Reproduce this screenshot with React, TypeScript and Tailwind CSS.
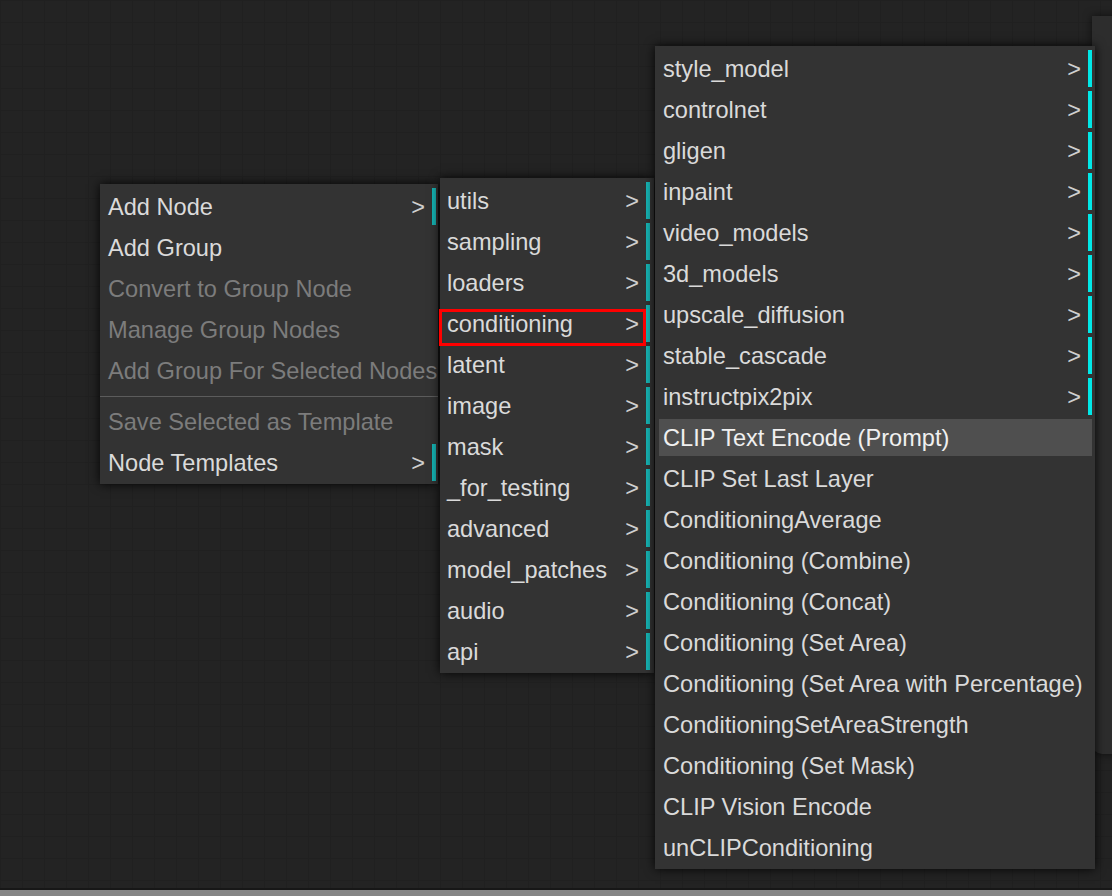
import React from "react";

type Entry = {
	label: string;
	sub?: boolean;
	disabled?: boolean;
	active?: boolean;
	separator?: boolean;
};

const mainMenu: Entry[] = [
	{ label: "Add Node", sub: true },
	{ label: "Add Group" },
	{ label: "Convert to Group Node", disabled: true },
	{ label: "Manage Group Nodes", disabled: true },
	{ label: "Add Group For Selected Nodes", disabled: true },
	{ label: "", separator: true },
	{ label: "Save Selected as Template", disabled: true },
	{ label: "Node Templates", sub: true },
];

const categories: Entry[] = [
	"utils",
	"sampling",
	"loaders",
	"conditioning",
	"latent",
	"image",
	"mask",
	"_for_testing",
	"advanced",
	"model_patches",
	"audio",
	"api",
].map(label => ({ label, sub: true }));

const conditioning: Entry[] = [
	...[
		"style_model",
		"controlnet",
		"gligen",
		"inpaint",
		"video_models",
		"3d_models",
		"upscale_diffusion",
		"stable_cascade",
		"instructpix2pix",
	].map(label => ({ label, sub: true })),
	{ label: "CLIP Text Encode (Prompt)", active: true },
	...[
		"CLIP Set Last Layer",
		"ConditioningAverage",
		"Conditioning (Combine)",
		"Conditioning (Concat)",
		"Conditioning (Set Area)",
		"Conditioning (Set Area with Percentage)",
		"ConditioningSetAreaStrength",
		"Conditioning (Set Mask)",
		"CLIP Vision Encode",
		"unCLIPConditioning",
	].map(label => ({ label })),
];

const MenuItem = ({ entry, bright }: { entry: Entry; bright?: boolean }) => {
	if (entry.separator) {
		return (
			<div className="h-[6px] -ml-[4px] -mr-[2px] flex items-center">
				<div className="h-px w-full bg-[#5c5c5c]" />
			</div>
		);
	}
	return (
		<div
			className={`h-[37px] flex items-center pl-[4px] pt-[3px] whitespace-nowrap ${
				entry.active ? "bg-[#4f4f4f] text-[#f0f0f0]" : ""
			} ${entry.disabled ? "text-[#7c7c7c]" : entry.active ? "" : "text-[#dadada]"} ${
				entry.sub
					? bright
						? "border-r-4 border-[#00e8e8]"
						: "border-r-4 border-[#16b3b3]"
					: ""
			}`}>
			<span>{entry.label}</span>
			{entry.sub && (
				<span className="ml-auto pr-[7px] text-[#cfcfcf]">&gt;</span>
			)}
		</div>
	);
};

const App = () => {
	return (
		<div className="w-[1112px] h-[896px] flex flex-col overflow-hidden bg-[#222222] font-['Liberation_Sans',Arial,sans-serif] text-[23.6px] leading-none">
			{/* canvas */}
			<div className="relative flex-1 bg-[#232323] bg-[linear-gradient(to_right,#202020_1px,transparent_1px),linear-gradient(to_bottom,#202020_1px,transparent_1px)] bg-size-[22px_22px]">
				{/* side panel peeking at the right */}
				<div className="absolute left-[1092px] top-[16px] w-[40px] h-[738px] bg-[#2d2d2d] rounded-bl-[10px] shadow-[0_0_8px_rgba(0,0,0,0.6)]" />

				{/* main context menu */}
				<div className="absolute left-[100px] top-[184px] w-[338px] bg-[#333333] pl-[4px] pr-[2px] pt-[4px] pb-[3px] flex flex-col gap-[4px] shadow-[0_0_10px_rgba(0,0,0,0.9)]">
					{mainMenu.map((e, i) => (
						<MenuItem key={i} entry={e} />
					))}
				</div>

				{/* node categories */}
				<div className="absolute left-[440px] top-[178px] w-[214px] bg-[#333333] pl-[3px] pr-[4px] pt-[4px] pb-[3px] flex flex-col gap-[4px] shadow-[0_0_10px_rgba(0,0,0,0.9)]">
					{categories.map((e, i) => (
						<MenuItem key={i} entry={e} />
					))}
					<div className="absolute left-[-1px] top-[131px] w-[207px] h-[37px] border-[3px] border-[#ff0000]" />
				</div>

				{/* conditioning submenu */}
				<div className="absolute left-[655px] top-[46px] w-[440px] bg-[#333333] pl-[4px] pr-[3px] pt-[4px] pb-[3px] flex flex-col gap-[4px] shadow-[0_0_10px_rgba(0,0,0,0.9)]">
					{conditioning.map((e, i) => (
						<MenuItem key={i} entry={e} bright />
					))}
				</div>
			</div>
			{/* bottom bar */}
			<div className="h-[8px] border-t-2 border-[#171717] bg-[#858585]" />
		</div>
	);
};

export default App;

+--

What the task asks: Repeat the listing in full and exactly. Leave any pictures out.

Response to the task:
Reproduce this screenshot with React, TypeScript and Tailwind CSS.
import React from "react";

type Entry = {
	label: string;
	sub?: boolean;
	disabled?: boolean;
	active?: boolean;
	separator?: boolean;
};

const mainMenu: Entry[] = [
	{ label: "Add Node", sub: true },
	{ label: "Add Group" },
	{ label: "Convert to Group Node", disabled: true },
	{ label: "Manage Group Nodes", disabled: true },
	{ label: "Add Group For Selected Nodes", disabled: true },
	{ label: "", separator: true },
	{ label: "Save Selected as Template", disabled: true },
	{ label: "Node Templates", sub: true },
];

const categories: Entry[] = [
	"utils",
	"sampling",
	"loaders",
	"conditioning",
	"latent",
	"image",
	"mask",
	"_for_testing",
	"advanced",
	"model_patches",
	"audio",
	"api",
].map(label => ({ label, sub: true }));

const conditioning: Entry[] = [
	...[
		"style_model",
		"controlnet",
		"gligen",
		"inpaint",
		"video_models",
		"3d_models",
		"upscale_diffusion",
		"stable_cascade",
		"instructpix2pix",
	].map(label => ({ label, sub: true })),
	{ label: "CLIP Text Encode (Prompt)", active: true },
	...[
		"CLIP Set Last Layer",
		"ConditioningAverage",
		"Conditioning (Combine)",
		"Conditioning (Concat)",
		"Conditioning (Set Area)",
		"Conditioning (Set Area with Percentage)",
		"ConditioningSetAreaStrength",
		"Conditioning (Set Mask)",
		"CLIP Vision Encode",
		"unCLIPConditioning",
	].map(label => ({ label })),
];

const MenuItem = ({ entry, bright }: { entry: Entry; bright?: boolean }) => {
	if (entry.separator) {
		return (
			<div className="h-[6px] -ml-[4px] -mr-[2px] flex items-center">
				<div className="h-px w-full bg-[#5c5c5c]" />
			</div>
		);
	}
	return (
		<div
			className={`h-[37px] flex items-center pl-[4px] pt-[3px] whitespace-nowrap ${
				entry.active ? "bg-[#4f4f4f] text-[#f0f0f0]" : ""
			} ${entry.disabled ? "text-[#7c7c7c]" : entry.active ? "" : "text-[#dadada]"} ${
				entry.sub
					? bright
						? "border-r-4 border-[#00e8e8]"
						: "border-r-4 border-[#16b3b3]"
					: ""
			}`}>
			<span>{entry.label}</span>
			{entry.sub && (
				<span className="ml-auto pr-[7px] text-[#cfcfcf]">&gt;</span>
			)}
		</div>
	);
};

const App = () => {
	return (
		<div className="w-[1112px] h-[896px] flex flex-col overflow-hidden bg-[#222222] font-['Liberation_Sans',Arial,sans-serif] text-[23.6px] leading-none">
			{/* canvas */}
			<div className="relative flex-1 bg-[#232323] bg-[linear-gradient(to_right,#202020_1px,transparent_1px),linear-gradient(to_bottom,#202020_1px,transparent_1px)] bg-size-[22px_22px]">
				{/* side panel peeking at the right */}
				<div className="absolute left-[1092px] top-[16px] w-[40px] h-[738px] bg-[#2d2d2d] rounded-bl-[10px] shadow-[0_0_8px_rgba(0,0,0,0.6)]" />

				{/* main context menu */}
				<div className="absolute left-[100px] top-[184px] w-[338px] bg-[#333333] pl-[4px] pr-[2px] pt-[4px] pb-[3px] flex flex-col gap-[4px] shadow-[0_0_10px_rgba(0,0,0,0.9)]">
					{mainMenu.map((e, i) => (
						<MenuItem key={i} entry={e} />
					))}
				</div>

				{/* node categories */}
				<div className="absolute left-[440px] top-[178px] w-[214px] bg-[#333333] pl-[3px] pr-[4px] pt-[4px] pb-[3px] flex flex-col gap-[4px] shadow-[0_0_10px_rgba(0,0,0,0.9)]">
					{categories.map((e, i) => (
						<MenuItem key={i} entry={e} />
					))}
					<div className="absolute left-[-1px] top-[131px] w-[207px] h-[37px] border-[3px] border-[#ff0000]" />
				</div>

				{/* conditioning submenu */}
				<div className="absolute left-[655px] top-[46px] w-[440px] bg-[#333333] pl-[4px] pr-[3px] pt-[4px] pb-[3px] flex flex-col gap-[4px] shadow-[0_0_10px_rgba(0,0,0,0.9)]">
					{conditioning.map((e, i) => (
						<MenuItem key={i} entry={e} bright />
					))}
				</div>
			</div>
			{/* bottom bar */}
			<div className="h-[8px] border-t-2 border-[#171717] bg-[#858585]" />
		</div>
	);
};

export default App;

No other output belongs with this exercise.